**EXERCISE OBJECTIVE**
Print the listing from its top line through the line containing "const tabs = ['個人特性', '能力/性格', '健康指標'];", nothing more, and leave out the pictures.

**COLLECTED MATERIAL**
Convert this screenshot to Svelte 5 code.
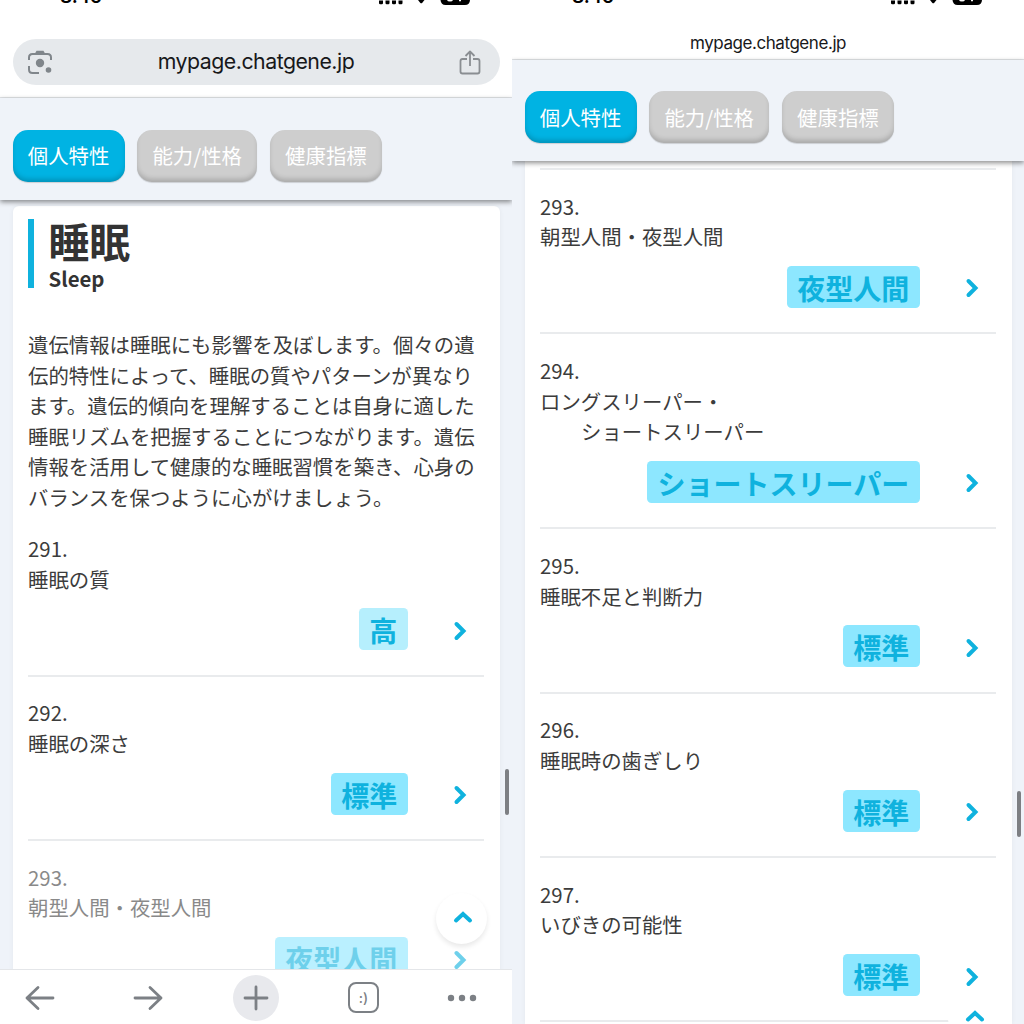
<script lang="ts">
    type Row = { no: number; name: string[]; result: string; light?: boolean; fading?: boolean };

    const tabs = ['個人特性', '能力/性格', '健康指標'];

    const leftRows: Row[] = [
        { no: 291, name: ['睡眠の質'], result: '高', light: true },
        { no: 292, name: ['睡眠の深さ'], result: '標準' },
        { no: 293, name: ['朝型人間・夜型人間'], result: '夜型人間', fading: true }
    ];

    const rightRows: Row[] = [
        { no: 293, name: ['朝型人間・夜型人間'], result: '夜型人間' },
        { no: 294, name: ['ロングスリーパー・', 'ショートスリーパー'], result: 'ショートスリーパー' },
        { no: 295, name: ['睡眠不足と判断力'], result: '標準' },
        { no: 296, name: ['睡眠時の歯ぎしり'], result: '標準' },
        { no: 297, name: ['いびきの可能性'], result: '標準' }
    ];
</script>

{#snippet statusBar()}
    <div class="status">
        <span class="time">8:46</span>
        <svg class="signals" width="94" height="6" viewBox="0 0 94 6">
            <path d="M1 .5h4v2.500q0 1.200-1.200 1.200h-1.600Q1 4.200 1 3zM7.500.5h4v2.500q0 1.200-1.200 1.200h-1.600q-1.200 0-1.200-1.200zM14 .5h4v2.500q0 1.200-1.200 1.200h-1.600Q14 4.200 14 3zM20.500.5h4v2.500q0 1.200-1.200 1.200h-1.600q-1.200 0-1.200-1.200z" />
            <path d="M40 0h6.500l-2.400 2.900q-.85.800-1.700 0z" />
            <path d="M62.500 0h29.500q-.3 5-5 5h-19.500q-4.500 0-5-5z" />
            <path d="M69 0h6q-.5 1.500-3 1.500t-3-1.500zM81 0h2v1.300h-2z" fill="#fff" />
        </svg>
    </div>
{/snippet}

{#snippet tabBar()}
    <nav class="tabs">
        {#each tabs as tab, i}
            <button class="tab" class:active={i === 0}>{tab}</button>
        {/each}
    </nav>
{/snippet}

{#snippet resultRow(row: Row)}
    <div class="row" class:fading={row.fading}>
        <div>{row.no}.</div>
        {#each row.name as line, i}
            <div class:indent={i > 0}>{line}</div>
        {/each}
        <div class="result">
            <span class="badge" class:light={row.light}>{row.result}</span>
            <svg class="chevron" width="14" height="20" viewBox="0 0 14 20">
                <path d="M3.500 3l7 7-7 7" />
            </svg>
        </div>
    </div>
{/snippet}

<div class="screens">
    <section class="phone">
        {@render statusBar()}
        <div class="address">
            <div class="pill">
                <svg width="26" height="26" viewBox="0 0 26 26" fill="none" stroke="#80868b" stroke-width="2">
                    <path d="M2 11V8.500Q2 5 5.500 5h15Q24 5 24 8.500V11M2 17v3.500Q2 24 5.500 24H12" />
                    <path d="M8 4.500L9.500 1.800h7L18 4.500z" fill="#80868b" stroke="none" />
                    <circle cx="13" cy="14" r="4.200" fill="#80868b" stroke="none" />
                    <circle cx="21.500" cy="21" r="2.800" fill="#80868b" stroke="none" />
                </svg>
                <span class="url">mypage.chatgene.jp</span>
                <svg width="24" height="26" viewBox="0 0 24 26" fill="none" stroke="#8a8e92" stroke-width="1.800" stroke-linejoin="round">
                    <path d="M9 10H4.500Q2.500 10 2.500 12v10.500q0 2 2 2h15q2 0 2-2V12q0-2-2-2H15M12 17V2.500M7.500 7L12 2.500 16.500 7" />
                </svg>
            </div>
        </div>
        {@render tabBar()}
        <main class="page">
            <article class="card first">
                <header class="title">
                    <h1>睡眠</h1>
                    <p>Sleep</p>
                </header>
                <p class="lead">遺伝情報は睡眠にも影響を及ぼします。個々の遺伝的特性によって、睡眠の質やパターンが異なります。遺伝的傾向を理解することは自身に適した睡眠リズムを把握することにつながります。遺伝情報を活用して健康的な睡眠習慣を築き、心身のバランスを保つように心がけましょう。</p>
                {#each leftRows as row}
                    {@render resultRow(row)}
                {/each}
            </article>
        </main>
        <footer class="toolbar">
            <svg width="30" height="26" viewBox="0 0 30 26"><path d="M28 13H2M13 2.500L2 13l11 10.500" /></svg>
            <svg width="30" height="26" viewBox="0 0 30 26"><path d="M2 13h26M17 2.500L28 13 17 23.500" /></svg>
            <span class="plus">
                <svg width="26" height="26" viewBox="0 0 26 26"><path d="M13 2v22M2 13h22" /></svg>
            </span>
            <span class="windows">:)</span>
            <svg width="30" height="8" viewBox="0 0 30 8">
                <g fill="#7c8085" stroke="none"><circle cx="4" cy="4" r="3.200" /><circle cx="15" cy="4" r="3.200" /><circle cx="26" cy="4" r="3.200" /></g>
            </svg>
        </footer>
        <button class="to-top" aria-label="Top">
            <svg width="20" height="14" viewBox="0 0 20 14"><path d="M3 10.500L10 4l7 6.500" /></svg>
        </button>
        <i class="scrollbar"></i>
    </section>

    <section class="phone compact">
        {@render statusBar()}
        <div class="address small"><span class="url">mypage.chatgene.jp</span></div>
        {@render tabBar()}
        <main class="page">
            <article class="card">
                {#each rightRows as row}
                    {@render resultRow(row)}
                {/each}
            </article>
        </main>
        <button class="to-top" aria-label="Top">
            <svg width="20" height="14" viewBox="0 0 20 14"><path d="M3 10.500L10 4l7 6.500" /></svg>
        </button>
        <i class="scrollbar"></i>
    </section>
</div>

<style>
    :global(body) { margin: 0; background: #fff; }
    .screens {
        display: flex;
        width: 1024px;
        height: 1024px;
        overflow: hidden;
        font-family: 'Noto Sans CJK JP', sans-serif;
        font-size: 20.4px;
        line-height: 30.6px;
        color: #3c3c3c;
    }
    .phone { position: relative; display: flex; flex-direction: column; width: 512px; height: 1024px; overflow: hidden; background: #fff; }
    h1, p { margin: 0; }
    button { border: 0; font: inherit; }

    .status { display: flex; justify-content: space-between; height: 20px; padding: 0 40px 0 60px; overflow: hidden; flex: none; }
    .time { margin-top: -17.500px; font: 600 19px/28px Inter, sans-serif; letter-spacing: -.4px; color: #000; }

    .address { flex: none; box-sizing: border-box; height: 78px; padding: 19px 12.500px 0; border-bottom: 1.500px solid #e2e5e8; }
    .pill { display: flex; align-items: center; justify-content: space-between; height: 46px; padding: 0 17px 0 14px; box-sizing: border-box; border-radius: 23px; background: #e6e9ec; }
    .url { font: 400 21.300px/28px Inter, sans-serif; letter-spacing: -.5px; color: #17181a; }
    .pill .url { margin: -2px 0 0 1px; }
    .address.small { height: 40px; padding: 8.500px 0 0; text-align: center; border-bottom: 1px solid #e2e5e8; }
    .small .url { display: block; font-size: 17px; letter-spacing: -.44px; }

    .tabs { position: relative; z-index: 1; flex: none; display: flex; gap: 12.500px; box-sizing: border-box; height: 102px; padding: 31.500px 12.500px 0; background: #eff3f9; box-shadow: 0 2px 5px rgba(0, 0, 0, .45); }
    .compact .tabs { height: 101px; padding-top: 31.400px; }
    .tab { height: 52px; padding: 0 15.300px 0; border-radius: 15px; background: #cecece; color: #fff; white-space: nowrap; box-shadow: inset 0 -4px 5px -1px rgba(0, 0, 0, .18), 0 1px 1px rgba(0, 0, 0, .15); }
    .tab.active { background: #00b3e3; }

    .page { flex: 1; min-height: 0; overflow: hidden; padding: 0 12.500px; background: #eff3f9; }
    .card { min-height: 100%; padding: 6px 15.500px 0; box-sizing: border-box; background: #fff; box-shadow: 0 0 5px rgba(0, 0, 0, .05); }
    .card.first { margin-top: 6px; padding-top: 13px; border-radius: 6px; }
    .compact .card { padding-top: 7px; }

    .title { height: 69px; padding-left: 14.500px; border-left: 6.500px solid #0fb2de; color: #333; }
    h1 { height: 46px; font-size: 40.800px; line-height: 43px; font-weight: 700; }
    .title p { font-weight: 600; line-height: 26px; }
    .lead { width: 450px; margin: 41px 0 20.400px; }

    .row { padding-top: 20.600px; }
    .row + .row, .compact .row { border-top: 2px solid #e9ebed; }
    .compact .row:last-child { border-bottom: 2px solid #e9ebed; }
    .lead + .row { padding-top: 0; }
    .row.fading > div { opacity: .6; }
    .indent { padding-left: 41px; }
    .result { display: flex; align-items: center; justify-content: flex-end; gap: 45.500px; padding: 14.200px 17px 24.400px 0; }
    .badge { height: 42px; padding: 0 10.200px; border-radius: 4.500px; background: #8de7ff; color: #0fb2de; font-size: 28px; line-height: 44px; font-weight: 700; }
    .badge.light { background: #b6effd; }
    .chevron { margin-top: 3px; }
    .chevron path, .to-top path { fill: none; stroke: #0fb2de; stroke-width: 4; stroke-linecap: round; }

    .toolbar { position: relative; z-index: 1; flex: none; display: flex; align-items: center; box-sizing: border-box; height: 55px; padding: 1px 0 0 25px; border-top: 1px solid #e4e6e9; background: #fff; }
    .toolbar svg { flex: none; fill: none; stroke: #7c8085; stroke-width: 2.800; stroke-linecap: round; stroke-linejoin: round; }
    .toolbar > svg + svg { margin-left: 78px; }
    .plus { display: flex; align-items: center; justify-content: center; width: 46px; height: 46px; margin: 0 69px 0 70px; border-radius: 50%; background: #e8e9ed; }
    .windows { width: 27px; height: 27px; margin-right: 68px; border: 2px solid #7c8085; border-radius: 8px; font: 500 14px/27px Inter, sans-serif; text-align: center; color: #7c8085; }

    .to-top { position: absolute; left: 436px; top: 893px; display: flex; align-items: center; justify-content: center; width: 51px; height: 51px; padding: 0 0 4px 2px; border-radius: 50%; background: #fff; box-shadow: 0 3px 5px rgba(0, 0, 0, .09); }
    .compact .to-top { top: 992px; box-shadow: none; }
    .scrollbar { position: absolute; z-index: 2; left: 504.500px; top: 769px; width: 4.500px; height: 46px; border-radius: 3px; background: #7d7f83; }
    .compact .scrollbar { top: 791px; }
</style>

**EXERCISE OUTPUT**
Convert this screenshot to Svelte 5 code.
<script lang="ts">
    type Row = { no: number; name: string[]; result: string; light?: boolean; fading?: boolean };

    const tabs = ['個人特性', '能力/性格', '健康指標'];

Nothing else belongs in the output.